旭区の三叉路のド真ん中にある邪魔な像の正体は?
ココがキニナル!
旭区の今宿南町1848番地付近の三叉路の中心に墓なのか地蔵なのかよく分からない石でできた古い物体が置かれています。周辺は道が狭くこの物体のせいで通行しにくいです。あれは何ですか?(ねこみくさん)
はまれぽ調査結果!
古くからこの地域で祀られてきた庚申塚。像の鎮座していた塚を削って道を拡張したために、交差する道路上にあることが際立って見える形になった
ライター:小方 サダオ
道の真ん中に設置された交差点の守り神?
道路上に置かれた古い石の物体とは何なのだろうか? 交通に不便になる場所に置かなければならない理由でもあるのだろうか?
投稿の像のある場所(青矢印、Googlemapより)
まずは現地を確認してみることにした。
神奈川県横浜市と東京都八王子市間にある国道16号線を、旭区今宿西町付近で南側の脇道に入り、住宅地内の曲がりくねった細い道を進む。
国道16号線
住宅地の中の道
曲がりくねった道を進むと・・・
あるカーブの先に、交差する道の真ん中に土台にのった石像が立っているのが見えた。
交差する道路の真ん中に何かが立てられている
見通しが悪いからか、コンクリートの土台にカーブミラーが・・・
古い像のようで、風化したのだろうか、顔などが削れてしまっている。
何かの像のようだ
近くに住む農家の男性Aさんに像について伺ったところ、この像は「庚申塔(こうしんとう)」だと教えてくれた。
「あれは庚申塔です。
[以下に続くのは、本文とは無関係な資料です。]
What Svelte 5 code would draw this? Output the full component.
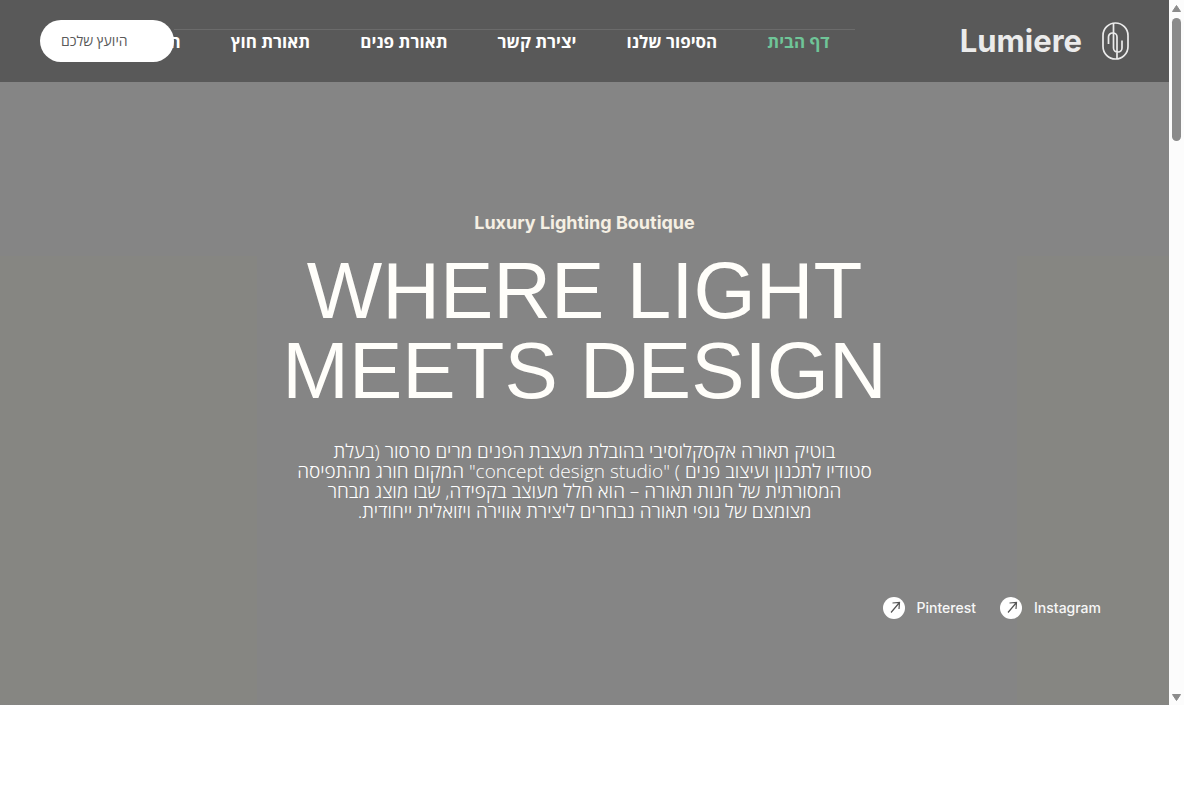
<script>
	const navItems = [
		{ label: 'דף הבית', href: '#home', current: true },
		{ label: 'הסיפור שלנו', href: '#story' },
		{ label: 'יצירת קשר', href: '#contact' },
		{ label: 'תאורת פנים', href: '#indoor' },
		{ label: 'תאורת חוץ', href: '#outdoor' },
		{ label: 'השראה', href: '#inspiration' }
	];

	const socialLinks = [
		{ label: 'Pinterest', href: '#pinterest' },
		{ label: 'Instagram', href: '#instagram' }
	];

	const introLines = [
		'בוטיק תאורה אקסקלוסיבי בהובלת מעצבת הפנים מרים סרסור (בעלת',
		'סטודיו לתכנון ועיצוב פנים ) "concept design studio" המקום חורג מהתפיסה',
		'המסורתית של חנות תאורה – הוא חלל מעוצב בקפידה, שבו מוצג מבחר',
		'מצומצם של גופי תאורה נבחרים ליצירת אווירה ויזואלית ייחודית.'
	];
</script>

<div class="frame">
	<div class="page" dir="rtl">
		<header class="header">
			<a class="brand" href="#home">
				<svg class="brand__mark" viewBox="0 0 27 38" aria-hidden="true">
					<rect x="1" y="1" width="25" height="36" rx="12.5" />
					<path d="M11.500 1v25a4 4 0 0 0 4 4h.5a4 4 0 0 0 4-4v-7.500M6.500 22v-7a4 4 0 0 1 4-4h.5a4 4 0 0 1 4 4v22" />
				</svg>
				<span class="brand__name">Lumiere</span>
			</a>

			<nav class="nav" aria-label="ראשי">
				<ul class="nav__list">
					{#each navItems as item}
						<li>
							<a
								class="nav__link"
								class:nav__link--current={item.current}
								href={item.href}
								aria-current={item.current ? 'page' : undefined}>{item.label}</a
							>
						</li>
					{/each}
				</ul>
			</nav>

			<button class="advisor" type="button">היועץ שלכם</button>
		</header>

		<main class="hero">
			<p class="hero__eyebrow" dir="ltr">Luxury Lighting Boutique</p>
			<h1 class="hero__title" dir="ltr">WHERE LIGHT<br />MEETS DESIGN</h1>
			<p class="hero__intro">
				{#each introLines as line, i}
					{#if i > 0}<br />{/if}{line}
				{/each}
			</p>

			<ul class="social" dir="ltr">
				{#each socialLinks as link}
					<li>
						<a class="social__link" href={link.href}>
							<svg class="social__icon" viewBox="0 0 22 22" aria-hidden="true">
								<circle cx="11" cy="11" r="11" />
								<path d="M8 15.500 16.500 5.500M9.500 6l7-.5-.5 6.500" />
							</svg>
							{link.label}
						</a>
					</li>
				{/each}
			</ul>
		</main>
	</div>

	<div class="scrollbar" aria-hidden="true">
		<svg viewBox="0 0 9 7"><path d="M4.500 0.500 8.500 6.500h-8z" /></svg>
		<div class="scrollbar__track"><div class="scrollbar__thumb"></div></div>
		<svg viewBox="0 0 9 7"><path d="M4.500 6.500 8.500 0.500h-8z" /></svg>
	</div>
</div>

<style>
	:global(body) {
		background: #fff;
	}

	ul {
		list-style: none;
		margin: 0;
		padding: 0;
	}

	a {
		color: inherit;
		text-decoration: none;
	}

	.frame {
		display: flex;
		margin-right: 16px;
		font-family: 'Open Sans', 'Noto Sans', sans-serif;
	}

	.page {
		flex: 1;
		min-width: 0;
	}

	.header {
		display: flex;
		align-items: center;
		padding: 20px 40px;
		overflow: hidden;
		background: #595959;
	}

	.brand {
		display: flex;
		align-items: center;
		gap: 20px;
		margin-left: 105px;
		color: #ebebeb;
	}
	.brand__mark {
		width: 27px;
		height: 38px;
		fill: none;
		stroke: #ebebeb;
		stroke-width: 1.7;
	}
	.brand__name {
		font-family: Inter, sans-serif;
		font-size: 31px;
		font-weight: 700;
		line-height: 40px;
	}

	.nav {
		flex: 1;
		min-width: 0;
		border-top: 1px solid #6b6b6b;
	}
	.nav__list {
		display: flex;
	}
	.nav__link {
		display: block;
		padding: 0 25px;
		color: #fff;
		font-size: 17px;
		font-weight: 700;
		line-height: 24px;
		white-space: nowrap;
	}
	.nav__link--current {
		color: #6fc598;
	}

	.advisor {
		position: relative;
		flex: none;
		padding: 0 46px 0 21px;
		border: 0;
		border-radius: 21px;
		background: #fff;
		color: #595959;
		font: inherit;
		font-size: 14px;
		line-height: 42px;
	}

	.hero {
		padding: 128px 68px 86px;
		background: #858585
			linear-gradient(90deg, #868682 22%, #858585 22%, #858585 87%, #868682 87%) bottom / 100% 72%
			no-repeat;
		text-align: center;
	}
	.hero__eyebrow {
		margin: 0 0 15px;
		color: #f5efe3;
		font-family: Inter, sans-serif;
		font-size: 18px;
		font-weight: 700;
		line-height: 26px;
	}
	.hero__title {
		margin: 0 0 30px;
		color: #fffefa;
		font-family: 'Liberation Sans', Arial, sans-serif;
		font-size: 80px;
		font-weight: 400;
		line-height: 80px;
	}
	.hero__intro {
		margin: 0 0 76px;
		color: #fff;
		font-size: 19px;
		font-weight: 300;
		line-height: 20px;
	}

	.social {
		display: flex;
		justify-content: flex-end;
		gap: 24px;
	}
	.social__link {
		display: flex;
		align-items: center;
		gap: 12px;
		color: #f7f7f7;
		font-family: Inter, sans-serif;
		font-size: 14px;
		font-weight: 500;
		line-height: 22px;
	}
	.social__icon {
		width: 22px;
		height: 22px;
		fill: #fff;
	}
	.social__icon path {
		fill: none;
		stroke: #555;
		stroke-width: 1.2;
	}

	.scrollbar {
		display: flex;
		flex-direction: column;
		align-items: center;
		gap: 6px;
		width: 15px;
		padding: 5px 0 4px;
		box-sizing: border-box;
		background: #fcfcfc;
	}
	.scrollbar svg {
		width: 9px;
		height: 7px;
		fill: #8b8b8b;
		stroke: #8b8b8b;
		stroke-linejoin: round;
	}
	.scrollbar__track {
		flex: 1;
	}
	.scrollbar__thumb {
		width: 9px;
		height: 123px;
		border-radius: 5px;
		background: #8b8b8b;
	}
</style>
60日に1度の庚申の日には、近所の庚申講の講中が像の近くでお祭りを行っていました」。
庚申塔とは、中国の道教で信じられていた風習から生まれた塔のことだ。
中国の道教では、人間の体内には「三戸(さんし)の虫」という3匹の虫が住んでいると信じられていた。その虫は庚申の日の夜、人間が眠っている間に、体内から出て天帝(※中国で信仰される最高神)にその人間の悪行を報告しに行ってしまうという。
天帝に悪行を伝えられると寿命が縮められてしまう。そのため、庚申の日の夜は「庚申待(こうしんまち)」といって、眠らずに過ごすという風習があった。庚申塔は、庚申待を18回続けた記念として建立されることが多く、全国各地に存在している。
庚申待の本尊・青面金剛(しょうめんこんごう)
「また12年に一度の観音巡り(旧小机領三十三所子歳観音霊場、江戸時代の1732(享保17)年に開かれた横浜市・川崎市麻生区・町田市所在の観音霊場の札所の巡礼)の道しるべとしても使われていました。27番目の札所・上川井の長源寺と28番目の札所・二俣川の三佛寺の間に当たります」
二俣川くわんおん(観音)の刻印
川井くわんおんの刻印
狭い道にもかかわらず大型のトラックも通る
庚申塔は明治時代、庚申信仰は迷信だとする政府によって撤去が進められ、それ以降も街道の拡張整備などの理由で減っていった。
生活道路上にあるこの庚申塔は、そういった撤去や破壊を免れ、今も残されているようだ。